D'accord, vous l'avez bien cherché : je vais vous faire une histoire toute illustrée et chatoyante du #wax, ce tissu que (selon ce que #RokhayaDiallo a dit au #Feministival) les « blanches » n'auraient pas le droit de porter sans culpabiliser

[thread] ⤵️

3, 2, 1 : petit voyage dans le temps et nous voilà en 1637, quand la Compagnie néerlandaise des Indes occidentales s'empara du port d'Elmina sur la Côte d'Or (aujourd'hui #Ghana), détenu depuis 1471 par les Portugais.

À Elmina il n'y avait pas de wax, mais de l'or, de la maniguette et des esclaves, beaucoup d'esclaves.
Les puissants Ashantis, qui gardaient le contrôle sur l’intérieur des terres, vendent aux hollandais leurs prisonniers, surtout d'ethnie Fanti.

Le relations entre Ashantis et Hollandais étaient encore au beau fixe aux XIX siècle, quand ces dernières eurent besoin de recruter des mercenaires pour dompter les révoltes qui s'étaient déclenchées dans leurs comptoirs indonésiens : Bornéo, Sumatra et surtout #Java.

Attirés par la promesse d'une bonne solde, des centaines de guerriers Ashantis, appartenant surtout à la noblesse, partirent ainsi vers l'Asie et participèrent à une guerre sanguinaire : 200.000 morts dans la seule population javanaise (et 15.000 dans l'armée hollandaise).

Au retour, dans leurs malles remplies avec le butin de guerre, ils rapportèrent en Afrique des jolis tissus javanais appelés "#batik".
Batik, né de la fusion de amba (écrire) et titik (point, goutte) est le mot javanais pour désigner une technique de teinture très particulière.
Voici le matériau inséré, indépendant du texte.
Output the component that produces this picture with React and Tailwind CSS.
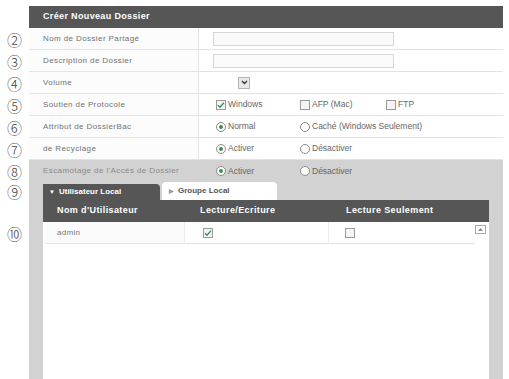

Cette technique consiste à masquer les parties du dessin qu'on ne veut pas colorier avant d'immerger le tissu dans la teinture. Le masquage se fait avec des substances imperméables comme la résine, l'amidon et surtout la cire.

Cette façon de teindre est très ancienne et n'a probablement pas été inventée à Java.
On a retrouvé des momies égyptiennes du IVe siècle av. J.-C. avec des bandages en lin décorés avec une sorte de proto-batik assez simple.

La technique a été ensuite développée en Chine sous la dynastie T'ang, en Inde et au Japon pendant la période Nara.
En Afrique aussi on faisait des batik : surtout au #Nigéria, chez les Yoruba, et au #Sénégal, chez les Soninkés et les Wolofs.

Mais c'est à Java, où fut importé au Ve siècle depuis Ceylon, que le #batik a atteint son apogée.
Initialement réservée aux aristocrates, qui se transmettaient le secret de fabrication de mère en fille, la technique se démocratisa jusqu'à devenir le "langage" de toute l’île.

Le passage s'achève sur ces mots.